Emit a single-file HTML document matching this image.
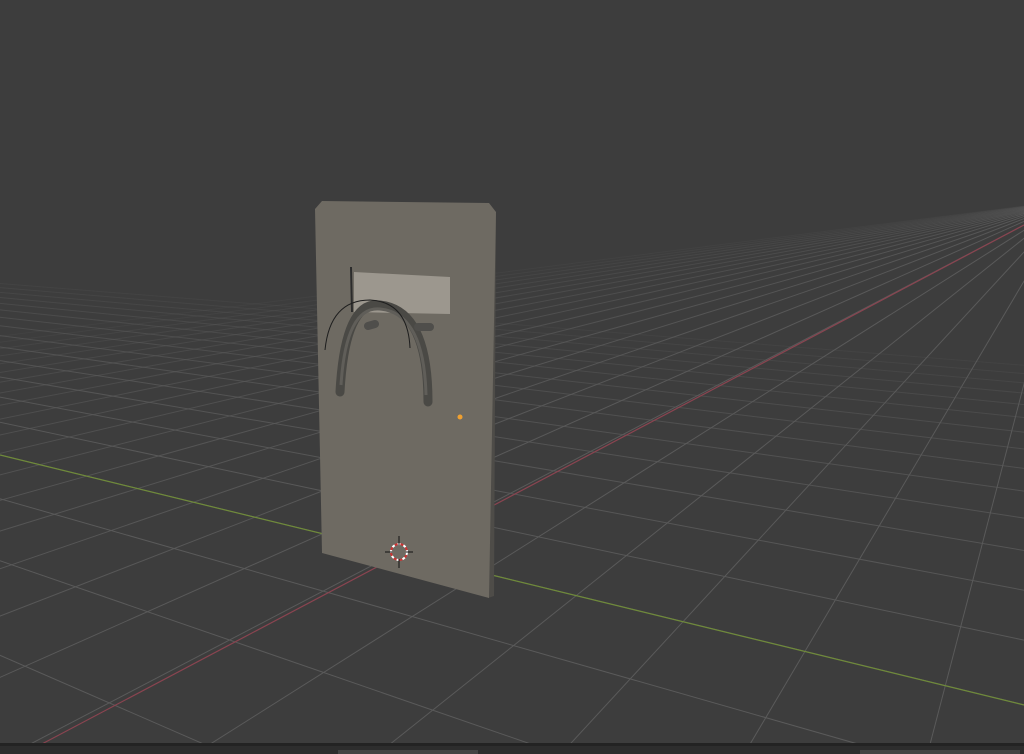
<!DOCTYPE html>
<html><head><meta charset="utf-8"><style>
html,body{margin:0;padding:0;background:#3d3d3d;width:1024px;height:754px;overflow:hidden;font-family:"Liberation Sans",sans-serif}
svg{position:absolute;left:0;top:0;display:block}
</style></head><body>
<svg id="s" width="1024" height="754" viewBox="0 0 1024 754">
<rect width="1024" height="754" fill="#3d3d3d"/>
<g id="grid" stroke-width="1"></g>
<line x1="0" y1="455" x2="1024" y2="705" stroke="#6f8a3a" stroke-width="1.2"/>
<line x1="40" y1="745" x2="1024" y2="225" stroke="#8a4450" stroke-width="1.2"/>
<!-- shield -->
<polygon points="490,208 496,212 494,596 488,598" fill="#4e4c48"/>
<polygon points="315,209 322,201 489,203 496,212 489,598 322,553" fill="#6e6a62"/>
<polygon points="354,272 450,277 450,314 354,312" fill="#9c978e"/>
<line x1="351" y1="267" x2="352" y2="312" stroke="#2c2c2c" stroke-width="2"/>
<path d="M340 392 Q345 300 380 305 Q428 310 428 402" fill="none" stroke="#4a4945" stroke-width="9" stroke-linecap="round"/>
<path d="M341 385 Q346 306 380 309 Q424 313 426 395" fill="none" stroke="#605e59" stroke-width="3"/>
<path d="M368 326 L375 324 M418 327 L430 327" stroke="#4f4e4b" stroke-width="8" stroke-linecap="round"/>
<path d="M325 350 Q330 300 370 300 Q408 302 410 348" fill="none" stroke="#1e1e1e" stroke-width="1"/>
<circle cx="460" cy="417" r="2.5" fill="#f0a030"/>
<circle cx="399" cy="552" r="8" fill="none" stroke="#fff" stroke-width="2" stroke-dasharray="3 3"/>
<circle cx="399" cy="552" r="8" fill="none" stroke="#c33" stroke-width="2" stroke-dasharray="3 3" stroke-dashoffset="3"/>
<path d="M399 536 V545 M399 559 V568 M385 552 H392 M406 552 H413" stroke="#111" stroke-width="1"/>
<!-- bottom bar -->
<rect x="0" y="743" width="1024" height="3" fill="#232323"/>
<rect x="0" y="746" width="1024" height="8" fill="#2d2d2d"/>
<rect x="338" y="750" width="140" height="4" fill="#444"/>
<rect x="860" y="750" width="160" height="4" fill="#444"/>
</svg>
<script>
var g=document.getElementById('grid'),ns='http://www.w3.org/2000/svg';
var O=[398,552],VR=[1072,200],VG=[-1045,200];
function pt(V,c,k){var f=1/(1+k*c);return [V[0]+(O[0]-V[0])*f,V[1]+(O[1]-V[1])*f];}
function ln(a,b,op){var l=document.createElementNS(ns,'line');
 var dx=b[0]-a[0],dy=b[1]-a[1];
 l.setAttribute('x1',a[0]);l.setAttribute('y1',a[1]);
 l.setAttribute('x2',a[0]+dx*50);l.setAttribute('y2',a[1]+dy*50);
 l.setAttribute('stroke','#5a5a5a');l.setAttribute('stroke-opacity',op);g.appendChild(l);}
for(var k=-12;k<=18;k++){if(1+k*0.055<=0.05)continue;var p=pt(VG,0.055,k);ln(VR,p,Math.max(0.15,Math.min(1,1-k/22)));}
for(var k=-9;k<=14;k++){if(1+k*0.1<=0.05)continue;var p=pt(VR,0.1,k);ln(VG,p,Math.max(0.15,Math.min(1,1-k/18)));}
</script>
</body></html>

» **Task instructions**:
A line counts if it holds the word "document". Work out how many lines in the listing count, and give only that number.

» **Reply to the exercise**:
3